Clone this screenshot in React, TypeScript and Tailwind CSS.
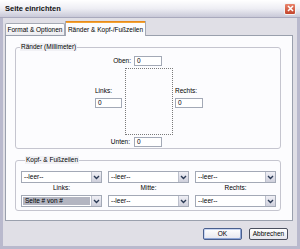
import React from "react";

function Chevron() {
  return (
    <svg width="7" height="5" viewBox="0 0 7 5" className="block">
      <polyline points="1,1 3.5,3.5 6,1" fill="none" stroke="#2b3a55" strokeWidth="1.4" />
    </svg>
  );
}

function Select({ value, active = false }: { value: string; active?: boolean }) {
  return (
    <div className="flex h-[12px] w-[81px] border border-[#a3a9b6] bg-white">
      <div
        className={
          "flex-1 flex items-center pl-[2px] truncate " +
          (active ? "bg-[#b3b5c1] m-[1px] pl-[1px]" : "")
        }
      >
        {value}
      </div>
      <div className="w-[10px] flex items-center justify-center bg-gradient-to-b from-[#f0f0f6] to-[#cfd0dc] border-l border-[#bcc0cc]">
        <Chevron />
      </div>
    </div>
  );
}

function NumInput({ w }: { w: string }) {
  return (
    <div className={"h-[10px] border border-[#a3a9b6] bg-white flex items-center pl-[2px] " + w}>0</div>
  );
}

export default function App() {
  return (
    <div className="w-[300px] h-[249px] flex flex-col overflow-hidden bg-[#e0dfe6] text-[6.5px] leading-[8px] text-black font-['Liberation_Sans',Arial,sans-serif]">
      {/* Title bar */}
      <div className="h-[18px] shrink-0 flex items-center justify-between pl-[5px] pr-[4px] bg-gradient-to-b from-[#ffffff] via-[#eeeef4] to-[#c9c9d8] border-b border-[#a9a9bd]">
        <span className="text-[7.5px] font-bold text-[#111]">Seite einrichten</span>
        <div className="w-[12px] h-[12px] rounded-[2px] border border-[#f4f4f4] bg-gradient-to-b from-[#e9836b] to-[#c3442c] flex items-center justify-center">
          <svg width="7" height="7" viewBox="0 0 7 7">
            <path d="M1 1 L6 6 M6 1 L1 6" stroke="#fff" strokeWidth="1.5" />
          </svg>
        </div>
      </div>

      {/* Body */}
      <div className="flex-1 flex flex-col border-x-[3px] border-b-[3px] border-[#b9b9cd]">
        {/* Tabs */}
        <div className="flex items-end pl-[2px] mt-[3px]">
          <div className="h-[12px] w-[60px] flex items-center justify-center border border-b-0 border-[#a5a9b4] rounded-t-[2px] bg-gradient-to-b from-[#ffffff] to-[#ececf0]">
            Format &amp; Optionen
          </div>
          <div className="relative z-10 -mb-[1px] h-[15px] w-[81px] flex flex-col border-x border-[#a5a9b4] bg-[#fcfcfe]">
            <div className="h-[2px] bg-[#f3a433] border-t border-[#e78a1e]" />
            <div className="flex-1 flex items-center justify-center">R&auml;nder &amp; Kopf-/Fu&szlig;zeilen</div>
          </div>
        </div>

        {/* Panel */}
        <div className="ml-[2px] w-[288px] border border-[#9aa0ad] bg-[#fcfcfe] pl-[9px] pt-[7px] pb-[9px]">
          {/* Ränder group */}
          <fieldset className="w-[266px] border border-[#c5c5cf] rounded-[3px] pt-[5px] pb-[1px] px-0">
            <legend className="ml-[4px] px-[1px] h-[8px] bg-[#f1f1f5]">R&auml;nder (Millimeter)</legend>
            <div className="ml-[79px] w-[67px] flex items-center justify-end gap-[3px]">
              <span>Oben:</span>
              <NumInput w="w-[28px]" />
            </div>
            <div className="ml-[79px] mt-[2px] flex items-start">
              <div className="w-[27px] mt-[19px] flex flex-col gap-[3px]">
                <span>Links:</span>
                <NumInput w="w-[27px]" />
              </div>
              <div className="ml-[3px] w-[48px] h-[67px] border border-dotted border-[#7a7a7a]" />
              <div className="ml-[2px] w-[28px] mt-[19px] flex flex-col gap-[3px]">
                <span>Rechts:</span>
                <NumInput w="w-[28px]" />
              </div>
            </div>
            <div className="ml-[79px] mt-[2px] w-[67px] flex items-center justify-end gap-[4px]">
              <span>Unten:</span>
              <NumInput w="w-[28px]" />
            </div>
          </fieldset>

          {/* Kopf- & Fußzeilen group */}
          <fieldset className="mt-[7px] w-[266px] border border-[#c5c5cf] rounded-[3px] pt-[7px] pb-[3px] pl-[5px] pr-0">
            <legend className="ml-[4px] px-[1px] h-[8px] bg-[#f1f1f5]">Kopf- &amp; Fu&szlig;zeilen</legend>
            <div className="grid grid-cols-[81px_81px_81px] gap-x-[6px]">
              <Select value="--leer--" />
              <Select value="--leer--" />
              <Select value="--leer--" />
              <div className="mt-[1px] h-[8px] text-center">Links:</div>
              <div className="mt-[1px] h-[8px] text-center">Mitte:</div>
              <div className="mt-[1px] h-[8px] text-center">Rechts:</div>
              <div className="mt-[3px]"><Select value="Seite # von #" active /></div>
              <div className="mt-[3px]"><Select value="--leer--" /></div>
              <div className="mt-[3px]"><Select value="--leer--" /></div>
            </div>
          </fieldset>
        </div>

        {/* Buttons */}
        <div className="mt-[7px] pr-[9px] flex justify-end gap-[7px]">
          <button className="w-[39px] h-[12px] rounded-[2px] border border-[#4a5f8e] bg-gradient-to-b from-[#ffffff] to-[#e6e6ee] shadow-[inset_-1px_-1px_0_#8fa6d6,inset_1px_1px_0_#c9d6f2] flex items-center justify-center leading-none">
            OK
          </button>
          <button className="w-[39px] h-[12px] rounded-[2px] border border-[#4a4f5e] bg-gradient-to-b from-[#ffffff] to-[#e6e6ee] flex items-center justify-center leading-none">
            Abbrechen
          </button>
        </div>
      </div>
    </div>
  );
}
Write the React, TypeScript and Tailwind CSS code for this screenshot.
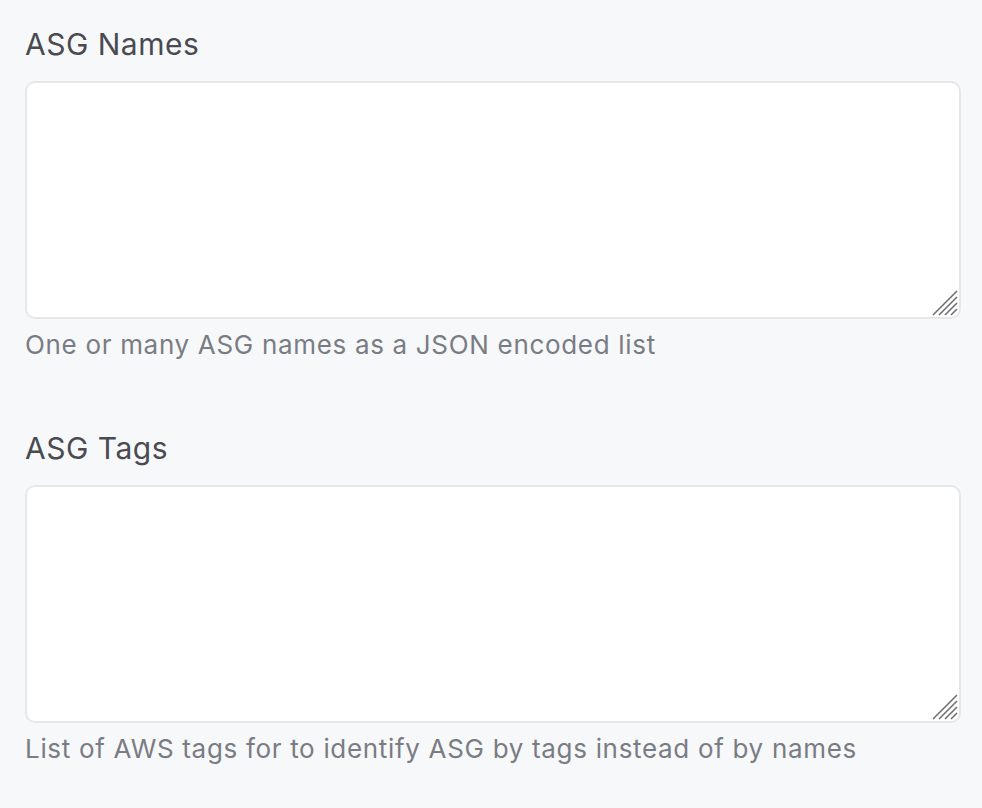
import React from "react";

function Grip() {
  return (
    <svg
      className="pointer-events-none absolute right-[3px] bottom-[3px]"
      width="26"
      height="26"
      viewBox="0 0 26 26"
    >
      <g stroke="#6f6f6f" strokeWidth="1.6" strokeLinecap="butt">
        <line x1="1" y1="25" x2="25" y2="1" />
        <line x1="7" y1="25" x2="25" y2="7" />
        <line x1="13" y1="25" x2="25" y2="13" />
        <line x1="19" y1="25" x2="25" y2="19" />
      </g>
    </svg>
  );
}

function Field({ label, help }: { label: string; help: string }) {
  return (
    <div className="flex flex-col">
      <label className="text-[30px] leading-[45px] tracking-[0.5px] text-[#4a4b51]">{label}</label>
      <div className="relative mt-[14px]">
        <textarea className="block h-[238px] w-full resize-none rounded-[10px] border-2 border-[#e6e7eb] bg-white outline-none" />
        <Grip />
      </div>
      <p className="mt-[6px] text-[26px] leading-[39px] tracking-[0.68px] text-[#7a7c84]">{help}</p>
    </div>
  );
}

export default function App() {
  return (
    <div
      className="min-h-[808px] w-full bg-[#f7f8fa] pl-[25px] pr-[21px] pt-[22px]"
      style={{ fontFamily: "Inter, 'Liberation Sans', sans-serif" }}
    >
      <div className="flex flex-col gap-[62px]">
        <Field label="ASG Names" help="One or many ASG names as a JSON encoded list" />
        <Field
          label="ASG Tags"
          help="List of AWS tags for to identify ASG by tags instead of by names"
        />
      </div>
    </div>
  );
}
◆ ◆ ◆ ◆ ◆ ◆ ◆
YOUR GOAL:
Pull out all lines containing "React".

TASK ANSWER:
Clone this screenshot in React, TypeScript and Tailwind CSS.
import React from "react";
Write the React, TypeScript and Tailwind CSS code for this screenshot.
import React from "react";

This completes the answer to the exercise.